Cette pratique de la médecine trouve ses origines avec l’apparition de la médecine moderne au XIXème siècle. Plus qu’une façon de traiter un patient, cette vision de la médecine a des répercutions sur l’esprit dans lequel sont menées les recherches. Nous nous intéresserons dans le cadre du SIDA aux praticiens hospitaliers, la médecine de ville ne jouant pas un rôle clef dans les pathologies lourdes, encore moins dans la recherche médicale.
Il s’agit d’une pratique de la médecine fondée sur une relation de proximité avec le patient : l’examen, l’écoute et le questionnement de ce dernier jouent un rôle essentiel dans le travail du clinicien qui y consacre une grande partie de son temps. Il fait tout son possible pour prendre en compte la singularité clinique du patient ; bien entendu, les aspects humains sont également considérés avec intérêt. Le patient est perçu comme un être humain avant d’être la manifestation d’une pathologie.
C’est en s’appuyant sur son expérience qu’un clinicien se forge une opinion, c’est pourquoi il lui faut de nombreuses années avant d’acquérir son autonomie en tant que praticien médical. On travaille sous le regard d’un « patron » : la tradition clinique correspond à l’âge d’or des grands chefs de service qui jouissent d’un prestige considérable.
Pour la mise en place de traitements, éventuellement nouveaux, le clinicien s’appuie sur une description fine des cas. Le patient est la première source d’informations pour imaginer et concevoir de nouveaux traitements. La tradition clinique ne fait pas de différence fondamentale entre soignants et chercheurs : le clinicien, dans son rôle de soignant, applique très rapidement les résultats de ses recherches, et réciproquement, le clinicien, dans son rôle de chercheur, se nourrit constamment de ses observations pour actualiser ses investigations. En définitive, les cliniciens sont nécessairement des expérimentateurs.
En conséquence, les protocoles mis en place sont propres à une équipe de travail et peuvent varier d’un établissement hospitalier à un autre. Ces pratiques ont été possibles pendant les premières années qui ont suivi l’apparition du SIDA car les essais thérapeutiques n’étaient pas réglementés. De plus, le grand public et la presse ne s’intéressaient pas encore au mode d’élaboration des traitements. Certains grands scandales comme celui de la cyclosporine (voir encadré ci-dessous) vont conduire à questionner certaines pratiques cliniciennes et ouvrir le débat concernant l’élaboration des traitements.
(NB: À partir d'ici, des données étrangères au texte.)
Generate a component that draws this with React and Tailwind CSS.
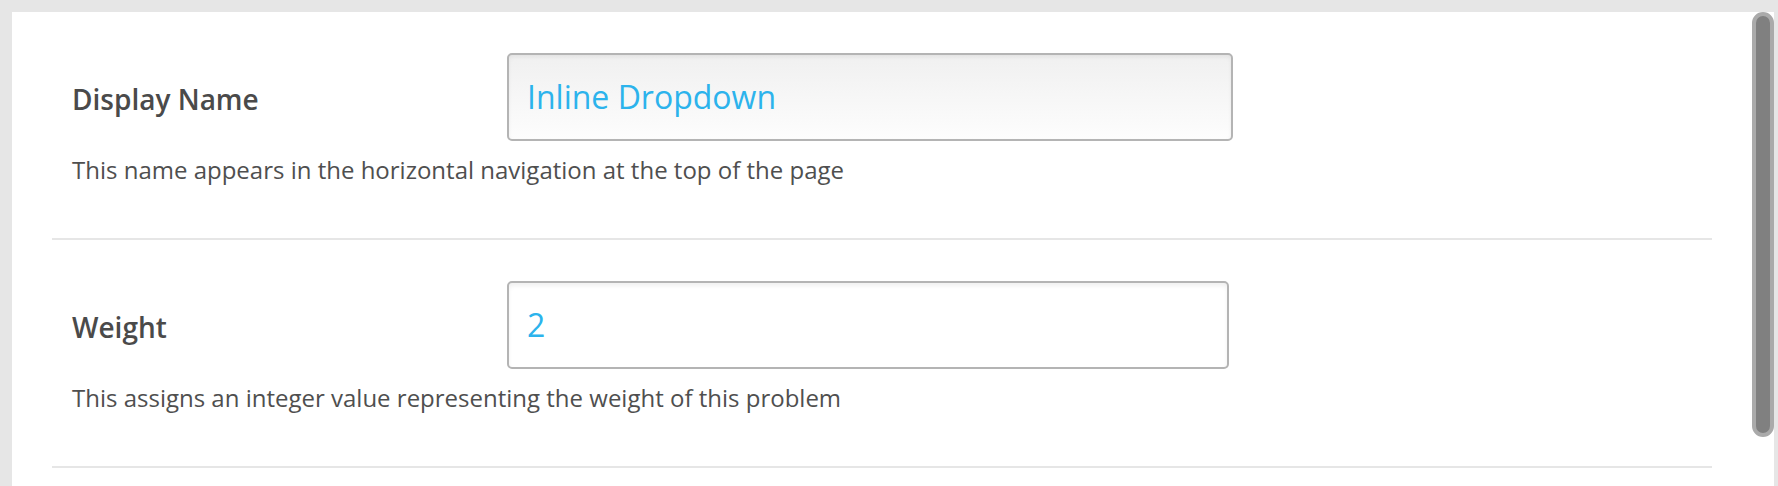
import React from "react";

const rows = [
  {
    label: "Display Name",
    value: "Inline Dropdown",
    help: "This name appears in the horizontal navigation at the top of the page",
    width: "w-[726px]",
    tinted: true,
  },
  {
    label: "Weight",
    value: "2",
    help: "This assigns an integer value representing the weight of this problem",
    width: "w-[722px]",
    tinted: false,
  },
];

function SettingRow({ label, value, help, width, tinted }) {
  return (
    <div className="border-b-2 border-[#e6e6e6] pt-[41px] pb-[50px] pl-[20px]">
      <div className="flex items-center h-[88px]">
        <label className="w-[435px] pt-[4px] text-[28px] font-semibold text-[#4a4a4a]">
          {label}
        </label>
        <input
          type="text"
          readOnly
          defaultValue={value}
          className={
            tinted
              ? `${width} h-[88px] pl-[18px] pr-4 pb-[2px] text-[32px] text-[#2cb3ec] border-2 border-[#b4b4b4] rounded-[5px] outline-none bg-linear-to-b from-[#f0f0f0] to-[#fdfdfd] shadow-[inset_0_2px_4px_rgba(0,0,0,0.06)]`
              : `${width} h-[88px] pl-[18px] pr-4 pb-[2px] text-[32px] text-[#2cb3ec] border-2 border-[#b4b4b4] rounded-[5px] outline-none bg-white shadow-[inset_0_3px_4px_rgba(0,0,0,0.06)]`
          }
        />
      </div>
      <p className="mt-[11px] text-[24px] leading-9 text-[#4f4f4f]">{help}</p>
    </div>
  );
}

export default function App() {
  return (
    <div
      className="h-[486px] overflow-hidden bg-[#e6e6e6] pt-[12px] pl-[12px] pr-[4px]"
      style={{ fontFamily: '"Open Sans", "Noto Sans", sans-serif' }}
    >
      <div className="flex h-full bg-white">
        <div className="flex-1 px-10">
          {rows.map((row) => (
            <SettingRow key={row.label} {...row} />
          ))}
        </div>
        <div className="w-[22px]">
          <div className="h-[425px] rounded-full border-4 border-[#aaaaaa] bg-[#808080]" />
        </div>
      </div>
    </div>
  );
}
Le 29 octobre 1985, les professeurs Jean-Marie Andrieu, cancérologue, Even, pneumologue, et le docteur Alain Venet donnent une conférence de presse organisée par le ministère des Affaires sociales qui expose les résultats d’une expérience menée par des cliniciens : ils ont administré de la ciclosporine à des malades atteints du SIDA. On place alors des espoirs dans ce médicament, habituellement utilisé pour limiter les risques de rejet lors de greffe, qui a des effets sur le système immunitaire. Les solutions qu’ils apportent semblent prometteuses. La nouvelle se répand très vite suite à la diffusion de la conférence de presse via les médias nationaux. Cependant, très vite, on se rendra compte que la ciclosporine n’est pas efficace.
Le malaise concernant la ciclosporine vient du fait que ces résultats n’ont pas fait l’objet de publication scientifique. En effet, les trois médecins se sont passés de l’aval des grands comités de lecture qui donnent une valeur scientifique à tout travail.
Ce qui fait l’originalité de l’événement, c’est aussi que la conférence a été organisée à l’initiative de la ministre Georgina Dufoix. Il s’agit de la première manifestation significative de l’Etat pour le SIDA. Il s’agit d’une réaction hâtive et peu adaptée à la situation. Cela met en lumière les défaillances de l’Etat pour gérer ce problème.
Cette affaire marque le déclin de la tradition clinique, qui a cherché
à répondre à une urgence thérapeutique en appliquant la
devise : « Mieux vaut un faux espoir que pas
d’espoir. » A partir de ce moment, ils seront de plus en plus
critiqués, même par les patients. Dorénavant, les médecins de la modernité
seront plébiscités.
Cette affaire met aussi en évidence le manque d’institution politique afin de contrôler les essais. Cf les pouvoirs politiques.
C’est dans ce même esprit que l’on conçoit l’éthique clinicienne. Chaque patient doit recevoir un traitement qui lui est propre, selon les spécificités de sa pathologie. De même, être capable de se forger une opinion éthique valable nécessite une expérience construite dans le temps. C’est pourquoi le clinicien jouit d’une autonomie morale légitime, et peut statuer en matière d’éthique.